II. Le Brésil : une puissance émergente qui déploie une « diplomatie imaginative », selon le chercheur à l’IRIS, Jean-Jacques Kourliandsky

A. De la puissance régionale aux BRICS

  • Sortir de la tutelle états-unienne sous Lula : le Brésil a évité que le dollar ne devienne la monnaie dans le Mercosur

B. Une diplomatie active : un porte-parole des Suds ?

  • « Tentative de désenclavement géopolitique », selon le géopolitologue français François Thual, développement d’un réseau d’ambassades et de consulats dans le monde, surtout sous Lula
  • Membre G20 depuis 1999, réclame un siège permanent au Conseil de sécurité (opposition de l’Argentine et du Mexique)
  • Construction d’une puissance militaire : entre 2004 et 2007, le Brésil a pris la tête d’une opération de maintien de la paix en Haïti (MINUSTAH), ce qui est totalement inédit pour un pays d’Amérique latine
  • Soft power original
    • Culture brésilienne rayonnante (musique, carnaval de Rio, Coupe du monde de football en 2014, JO de 2016)
    • Le Brésil anime la communauté des pays lusophones > CPLP (1996, Communauté des pays de langue portugaise) : Angola, Brésil, Cap-Vert, Guinée-Bissau, Mozambique, Portugal, São Tomé-et-Príncipe, Timor oriental

III. Cependant, des ambitions mondiales compromises en raison de fragilités internes

A. Des fractures au sein de la société

  • Inégalités sociospatiales :
    • Coefficient de Gini de 0,53
    • Inégalités territoriales :
      • Régions du Sud et Sudeste développées et très intégrées, Nordeste en marge, Amazonie
      • Le géographe français Hervé Théry explique ce phénomène par la métaphore suivante : « La Suisse, le Pakistan, le Far West » coexistent au sein du Brésil
    • Inégale répartition des terres : le Mouvement des sans-terre
    • Question amérindienne et des peuples indigènes
  • Affrontements politiques
    • Scandale de corruption Petrobras
    • Manifestations antigouvernementales de 2015 et 2016 pour réclamer la destitution de la Présidente Dilma Rousseff (trois millions de manifestants le 13 mars 2016)
  • Autres défis
    • Pauvreté, criminalité, vieillissement

B. Un ralentissement économique

  • Faiblesses économiques, réformes structurelles, crise économique qui mènent à une crise sociale
  • 13 % de chômage en 2020 et 2021

C. Des ambitions diplomatiques contrariées

  • Divisions au sein des BRICS
  • Échecs diplomatiques : sur le dossier iranien après la signature de l’accord entre Téhéran, la Turquie et le Brésil

Conclusion

Ainsi, grâce à sa puissance économique, son poids démographique et ses atouts culturels, le Brésil a su s’imposer comme chef de file régional. Il reste toutefois hésitant sur la place à occuper dans le monde. Trop fragile pour s’afficher comme puissance mondiale incontournable, il est déjà trop puissant pour représenter les pays en développement.

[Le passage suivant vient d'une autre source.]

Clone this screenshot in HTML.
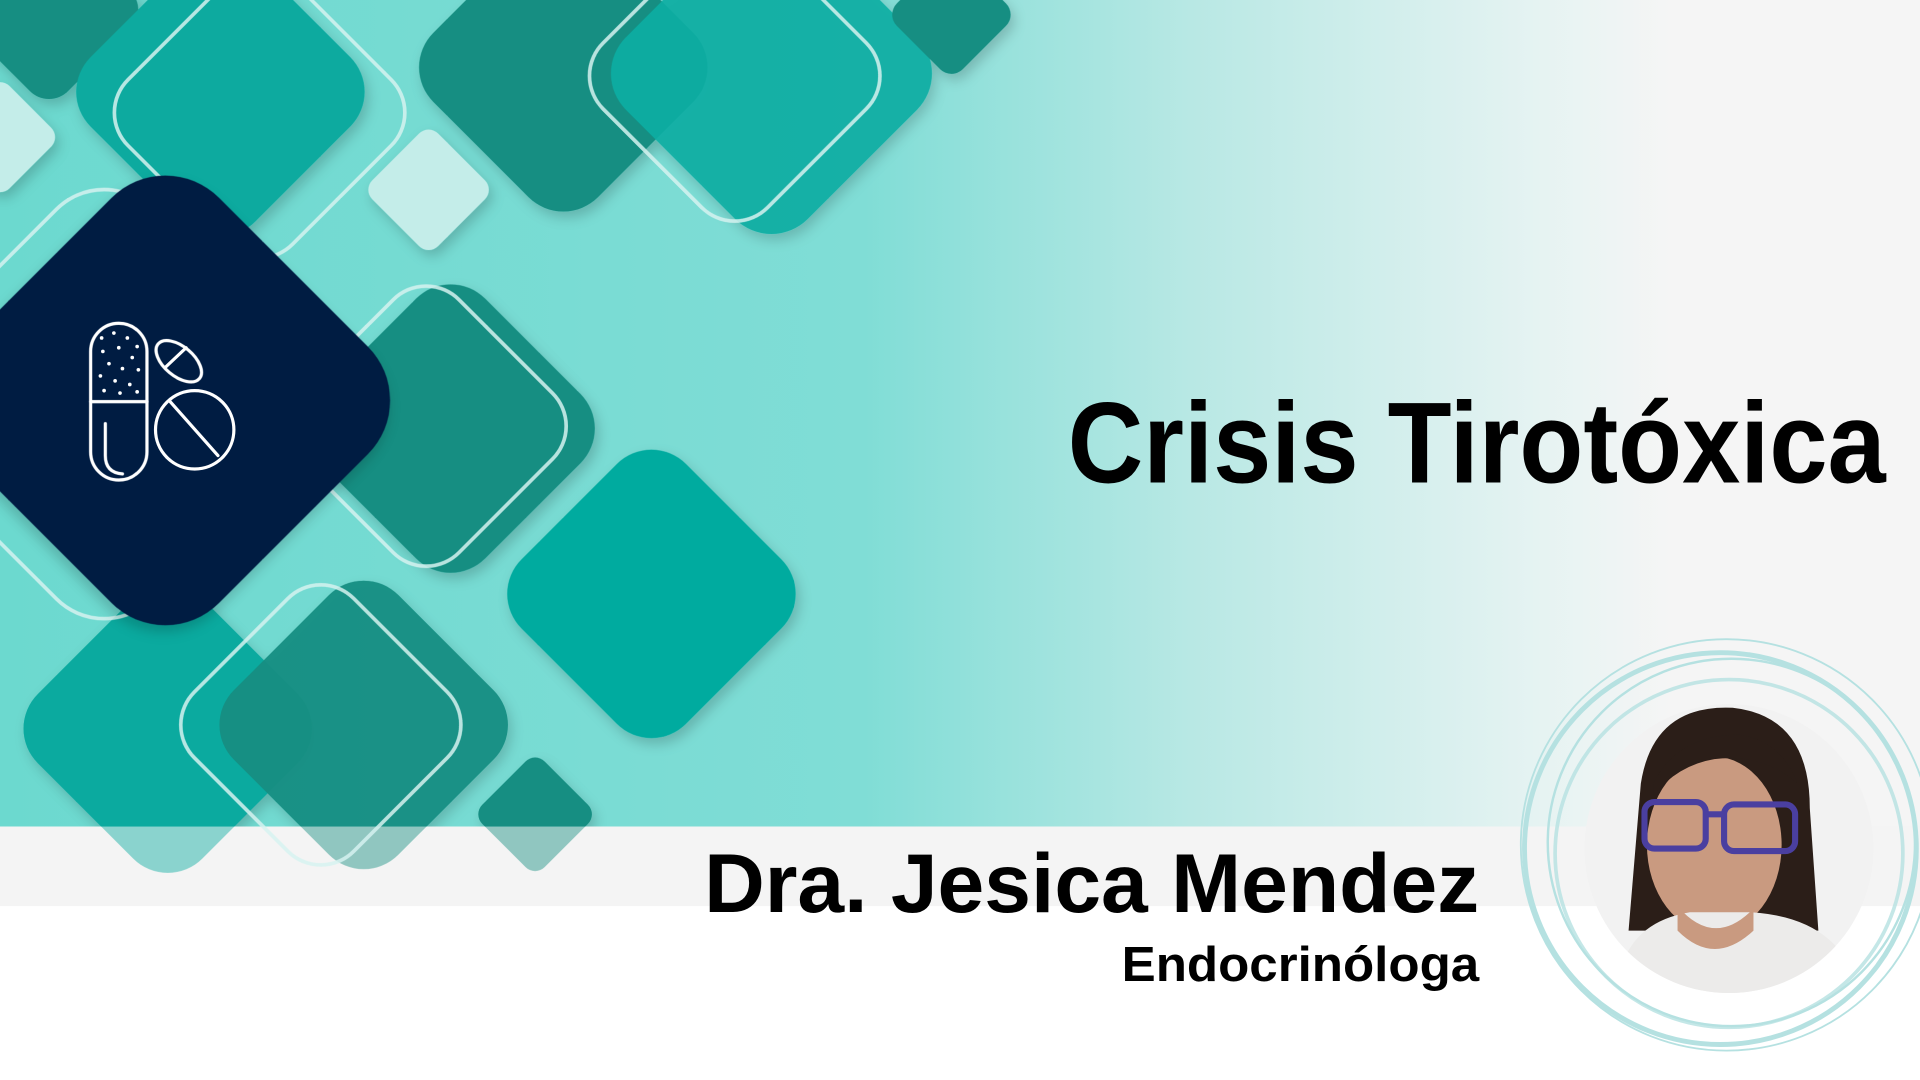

Sa place de puissance reste difficile à trouver. De ce fait, grâce à la « diplomatie imaginative » de Lula, il a tout de même pu bouleverser les hiérarchies de puissance. Le Brésil pourrait donc incarner l’émergence d’une « nouvelle Amérique latine en train de naître », selon l’économiste français Pierre Salama. Reste à refermer la page de la crise politico-économique de 2015-2016 qui a ébranlé tout le pays.